Well, huh.  I’m not sure where to start with a review of “Let’s Kill Hitler” and “Night Terrors,” the two new Doctor Who episodes delivered to U.S. viewers this week.  Perhaps it would be easier to start with “Terrors” and work our way backward.

“Night Terrors” is a classic one-off episode of the “monster of the week” type, featuring the fears of a little boy made terrifyingly  manifest, as his creepy toys, neighbors, and worrisome apartment-complex noises nearly kill off Amy (Karen Gillan) and Rory (Arthur Darvill).  Although we (and The Doctor) are drawn in by young George’s plight and plea (“Please come save me from the monsters!”), the real pathos of this episode was provided by Daniel Mays (Ashes to Ashes), in a convincing turn as the boy’s desperate and frustrated father, unable to comfort his pantophobic son (pantophobia being, as we know from A Charlie Brown Christmas, the fear of everything… not just pants).  It’s always fun to watch Amy and Rory tackle danger together–whether facing down interstellar child abductors or fleeing oversized dollhouse denizens come to life (or cracking elevator jokes that nod to Mays’s Ashes to Ashes past)–but this story as a whole feels familiar:  We’ve seen Matt Smith’s Doctor comfort children terrified by the monsters under (or behind) their beds before, and “Night Terrors” is nothing new.  And the child in this case has none of young Amelia Pond’s charisma, nor even the chance to develop any, upstaged as he is by his father’s role in the story.  All in all, an entertaining if lightweight entry into the Smith/Moffat catalogue.

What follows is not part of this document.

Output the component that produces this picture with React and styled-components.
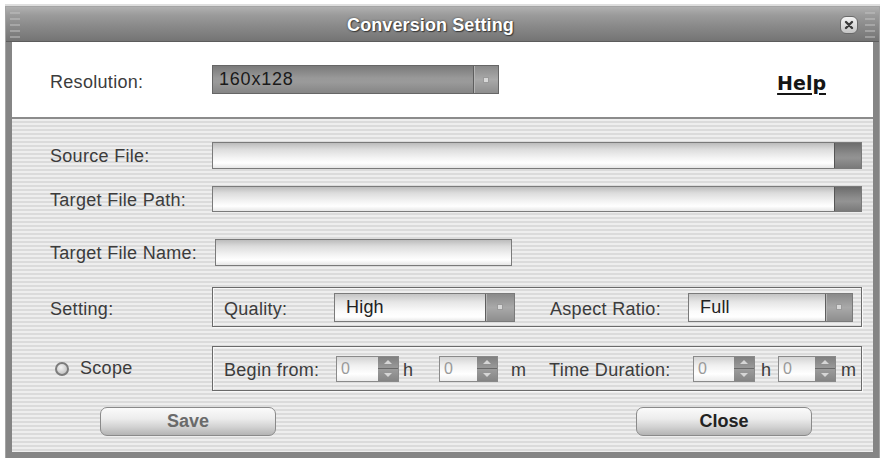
import React from 'react';
import styled, { createGlobalStyle } from 'styled-components';

const Global = createGlobalStyle`
  html, body { margin: 0; padding: 0; background: #ffffff; }
  body { font-family: "Liberation Sans", Arial, sans-serif; }
  * { box-sizing: border-box; }
`;

const Window = styled.div`
  margin: 7px 0 0 6px;
  width: 873px;
  height: 451px;
  display: flex;
  flex-direction: column;
  box-shadow: 0 0 0 1px #a4a4a4, 0 -2px 0 1px #dedede;
`;

const TitleBar = styled.div`
  height: 35px;
  flex: none;
  display: flex;
  align-items: center;
  background: linear-gradient(180deg, #b0b0b0 0%, #9a9a9a 25%, #8a8a8a 55%, #747474 100%);
  border-bottom: 1px solid #5c5c5c;
`;

const Grip = styled.svg`
  flex: none;
  width: 12px;
  height: 30px;
  margin: 0 ${p => p.$right ? '3px' : '0'} 0 ${p => p.$right ? '6px' : '3px'};
`;

const Title = styled.div`
  flex: 1;
  text-align: center;
  padding-top: 2px;
  color: #ffffff;
  font-weight: bold;
  font-size: 18px;
  letter-spacing: 0.1px;
  text-shadow: 0 0 2px #3a3a3a, 1px 1px 1px #3a3a3a;
`;

const CloseBox = styled.div`
  flex: none;
  width: 18px;
  height: 18px;
  margin-top: 2px;
  border-radius: 6px;
  background: linear-gradient(180deg, #f4f4f4, #c4c4c4);
  border: 1px solid #6a6a6a;
  display: flex;
  align-items: center;
  justify-content: center;
`;

const Frame = styled.div`
  flex: 1;
  display: flex;
  flex-direction: column;
  border: 6px solid #858585;
  border-top: none;
  box-shadow: inset 1px 0 0 #5e5e5e, inset -1px 0 0 #5e5e5e, inset 0 -1px 0 #5e5e5e;
`;

const TopSection = styled.div`
  height: 77px;
  flex: none;
  display: flex;
  align-items: center;
  background: #ffffff;
  border-bottom: 2px solid #8c8c8c;
  padding: 0 47px 0 38px;
`;

const Label = styled.div`
  flex: none;
  width: ${p => p.$w || 162}px;
  padding-top: ${p => p.$pt || 2}px;
  font-size: 18px;
  color: #3c3c3c;
  letter-spacing: 0.3px;
  white-space: nowrap;
`;

const DarkSelect = styled.div`
  width: 287px;
  height: 29px;
  display: flex;
  border: 1px solid #666666;
  background: linear-gradient(180deg, #7a7a7a 0%, #999999 45%, #9a9a9a 60%, #858585 100%);
`;

const SelectText = styled.div`
  flex: 1;
  display: flex;
  align-items: center;
  padding-left: ${p => p.$pad || 6}px;
  font-size: 18px;
  color: ${p => p.$dark ? '#1a1a1a' : '#222222'};
  letter-spacing: ${p => p.$dark ? '0.8px' : '0.2px'};
`;

const SelectButton = styled.div`
  flex: none;
  width: ${p => p.$w || 25}px;
  display: flex;
  align-items: center;
  justify-content: center;
  border-left: 1px solid #5e5e5e;
  box-shadow: inset 1px 0 0 #b5b5b5;
  background: linear-gradient(180deg, #8a8a8a, #a9a9a9 50%, #8e8e8e);
`;

const Dot = styled.span`
  width: 6px;
  height: 6px;
  background: #d8d8d8;
  border: 1px solid #9a9a9a;
`;

const Help = styled.a`
  margin-left: auto;
  padding-top: 7px;
  font-family: "DejaVu Sans", Verdana, sans-serif;
  font-weight: bold;
  font-size: 19px;
  color: #151515;
  text-decoration: underline;
  text-decoration-thickness: 2px;
  text-underline-offset: 3px;
`;

const Panel = styled.div`
  flex: 1;
  display: flex;
  flex-direction: column;
  padding: 23px 11px 0 38px;
  background: repeating-linear-gradient(180deg, #eeeeee 0px, #eeeeee 2px, #dbdbdb 2px, #dbdbdb 4px);
`;

const Row = styled.div`
  display: flex;
  align-items: center;
  margin-top: ${p => p.$top || 0}px;
`;

const Field = styled.div`
  flex: ${p => p.$w ? 'none' : 1};
  width: ${p => p.$w ? p.$w + 'px' : 'auto'};
  margin-left: ${p => p.$ml || 0}px;
  height: ${p => p.$h || 27}px;
  display: flex;
  justify-content: flex-end;
  border: 1px solid #7a7a7a;
  background: linear-gradient(180deg, #bcbcbc 0%, #dcdcdc 25%, #f4f4f4 60%, #ffffff 80%, #e6e6e6 100%);
`;

const Browse = styled.div`
  width: 27px;
  border-left: 1px solid #555555;
  background: linear-gradient(180deg, #6c6c6c, #8c8c8c 45%, #939393 60%, #7a7a7a);
`;

const GroupBox = styled.div`
  flex: 1;
  min-width: 0;
  height: ${p => p.$h}px;
  display: flex;
  align-items: center;
  padding: 0 6px 0 11px;
  border: 1px solid #6a6a6a;
  box-shadow: inset 1px 1px 0 #f8f8f8, 1px 1px 0 #f8f8f8;
`;

const LightSelect = styled.div`
  flex: none;
  width: ${p => p.$w}px;
  height: 29px;
  display: flex;
  border: 1px solid #7a7a7a;
  background: linear-gradient(180deg, #c4c4c4 0%, #e6e6e6 30%, #fbfbfb 65%, #ffffff 85%, #e8e8e8 100%);
`;

const Unit = styled.div`
  flex: none;
  width: ${p => p.$w}px;
  padding-left: ${p => p.$pl}px;
  padding-top: 3px;
  font-size: 18px;
  color: #3c3c3c;
`;

const Spinner = styled.div`
  flex: none;
  width: ${p => p.$w}px;
  height: 26px;
  display: flex;
  border: 1px solid #8a8a8a;
`;

const SpinInput = styled.div`
  flex: 1;
  display: flex;
  align-items: center;
  padding-left: 4px;
  font-size: 16px;
  color: #9a9a9a;
  background: linear-gradient(180deg, #d4d4d4 0%, #f0f0f0 35%, #ffffff 70%, #ececec 100%);
`;

const SpinArrows = styled.div`
  flex: none;
  width: 20px;
  display: flex;
  flex-direction: column;
  background: linear-gradient(180deg, #808080, #9c9c9c 50%, #858585);
`;

const SpinHalf = styled.div`
  flex: 1;
  display: flex;
  align-items: center;
  justify-content: center;
  border-top: ${p => p.$bottom ? '1px solid #6a6a6a' : 'none'};
`;

const Arrow = styled.span`
  width: 0;
  height: 0;
  border-left: 4px solid transparent;
  border-right: 4px solid transparent;
  ${p => p.$down ? 'border-top: 4px solid #d6d6d6;' : 'border-bottom: 4px solid #d6d6d6;'}
`;

const Radio = styled.span`
  flex: none;
  width: 14px;
  height: 14px;
  margin: 0 11px 0 5px;
  border-radius: 50%;
  border: 2px solid #7c7c7c;
  background: radial-gradient(circle at 40% 35%, #f2f2f2, #b8b8b8);
`;

const ScopeLabel = styled.div`
  flex: none;
  width: 132px;
  font-size: 18px;
  color: #3c3c3c;
  letter-spacing: 0.3px;
`;

const ButtonRow = styled.div`
  display: flex;
  justify-content: space-between;
  margin-top: 16px;
  padding: 0 50px 0 50px;
`;

const Button = styled.button`
  width: 176px;
  height: 29px;
  border: 1px solid #8a8a8a;
  border-radius: 7px;
  background: linear-gradient(180deg, #fbfbfb 0%, #ececec 40%, #d2d2d2 70%, #b4b4b4 100%);
  font-family: "Liberation Sans", Arial, sans-serif;
  font-weight: bold;
  font-size: 18px;
  color: ${p => p.$muted ? '#6a6a6a' : '#222222'};
  padding: 0;
`;

const GripIcon = ({ right }) => (
  <Grip $right={right} viewBox="0 0 12 30">
    {[4, 10, 16, 22, 28].map(y => (
      <line key={y} x1="1" x2="11" y1={y} y2={y} stroke="#c2c2c2" strokeWidth="1" />
    ))}
  </Grip>
);

const Spin = ({ w }) => (
  <Spinner $w={w}>
    <SpinInput>0</SpinInput>
    <SpinArrows>
      <SpinHalf><Arrow /></SpinHalf>
      <SpinHalf $bottom><Arrow $down /></SpinHalf>
    </SpinArrows>
  </Spinner>
);

export default function App() {
  return (
    <>
      <Global />
      <Window>
        <TitleBar>
          <GripIcon />
          <Title>Conversion Setting</Title>
          <CloseBox>
            <svg width="10" height="10" viewBox="0 0 10 10">
              <path d="M2 2 L8 8 M8 2 L2 8" stroke="#3a3a3a" strokeWidth="2.4" strokeLinecap="round" />
            </svg>
          </CloseBox>
          <GripIcon right />
        </TitleBar>
        <Frame>
          <TopSection>
            <Label $pt={6}>Resolution:</Label>
            <DarkSelect>
              <SelectText $dark>160x128</SelectText>
              <SelectButton><Dot /></SelectButton>
            </DarkSelect>
            <Help>Help</Help>
          </TopSection>
          <Panel>
            <Row>
              <Label>Source File:</Label>
              <Field><Browse /></Field>
            </Row>
            <Row $top={17}>
              <Label>Target File Path:</Label>
              <Field $h={26}><Browse /></Field>
            </Row>
            <Row $top={27}>
              <Label>Target File Name:</Label>
              <Field $w={297} $ml={3} />
            </Row>
            <Row $top={21}>
              <Label $pt={4}>Setting:</Label>
              <GroupBox $h={40}>
                <Label $w={110} $pt={4}>Quality:</Label>
                <LightSelect $w={181}>
                  <SelectText $pad={11}>High</SelectText>
                  <SelectButton $w={29}><Dot /></SelectButton>
                </LightSelect>
                <Label $w={173} $pt={4} style={{ paddingLeft: 35 }}>Aspect Ratio:</Label>
                <LightSelect $w={165}>
                  <SelectText $pad={11}>Full</SelectText>
                  <SelectButton $w={27}><Dot /></SelectButton>
                </LightSelect>
              </GroupBox>
            </Row>
            <Row $top={19}>
              <Radio />
              <ScopeLabel>Scope</ScopeLabel>
              <GroupBox $h={45}>
                <Label $w={112} $pt={4}>Begin from:</Label>
                <Spin w={63} />
                <Unit $w={40} $pl={4}>h</Unit>
                <Spin w={59} />
                <Unit $w={51} $pl={13}>m</Unit>
                <Label $w={144} $pt={4}>Time Duration:</Label>
                <Spin w={62} />
                <Unit $w={23} $pl={6}>h</Unit>
                <Spin w={58} />
                <Unit $w={17} $pl={5}>m</Unit>
              </GroupBox>
            </Row>
            <ButtonRow>
              <Button $muted>Save</Button>
              <Button>Close</Button>
            </ButtonRow>
          </Panel>
        </Frame>
      </Window>
    </>
  );
}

“Let’s Kill Hitler,” however… wow.  Where to begin?  Capturing much of the frenetic energy from “A Good Man Goes to War,” the episode starts off breathlessly and doesn’t let up, firing a dizzying barrage of revelations at the viewer.  We learn, finally, Everything about River Song.  After the years of teasing and the season of setup, Now We Know.

But do we care?  That’s another question altogether.  I don’t feel satisfied by this episode, the way I did after “A Good Man.”      There’s something faintly baffling about the resolution of all the mysteries surrounding River’s past, and something definitely missing from Amy and Rory’s emotional arc.  They’ve lost their child!  I don’t care if they hardly had time to get used to the idea of being parents–let alone River Song’s parents–they’ve still had part of their hearts ripped out, and we should see that.  Everyone in this cast is capable of the emotions the events of “Good Man” should naturally have engendered, and as a viewer, I feel cheated that we didn’t get to see any of that.  There were no consequences to anything we saw last spring, and that depresses me.

To be sure, as a vehicle for Kingston, it was a success–her performance is stellar and delightful, and she proves she’s absolutely up for whatever Moffat throws at her.  But, again, I’m left unsettled by the development of a character we’ve come to love.  Yes, we’ve been prepared to see her criminal past since her second appearance (“Time of Angels”/”Flesh and Stone”), but this still didn’t feel like the River we know.  And as a viewer now invested in the drama of young Melody/River’s mysterious upbringing in the Gamma Forest, seeing her instead as a childhood mate of Amy and Rory was a weird letdown.  It was over too soon.  All that marvelous setup and worldbuilding was so full of fantastic potential, and it all just fell flat.  Even the title felt like a cheat–the blithe declaration, “Let’s Kill Hitler!” becomes nothing more than a comedic red herring to a rush job to finish off the River Song storyline.

It’s too bad, really.  It wasn’t necessary to give this sort of ammunition to the Smith/Moffat naysayers.  The show has proven it can do so much more–deeper, farther-reaching storylines that play all the right emotional notes while constantly surprising and delighting the viewers.  To seemingly wash their hands of such a promising storyline–one we’ve been primed to anticipate for three and a half years–makes me wonder if the show’s creators are getting bored with their own creations.  And that bodes ill for all of us.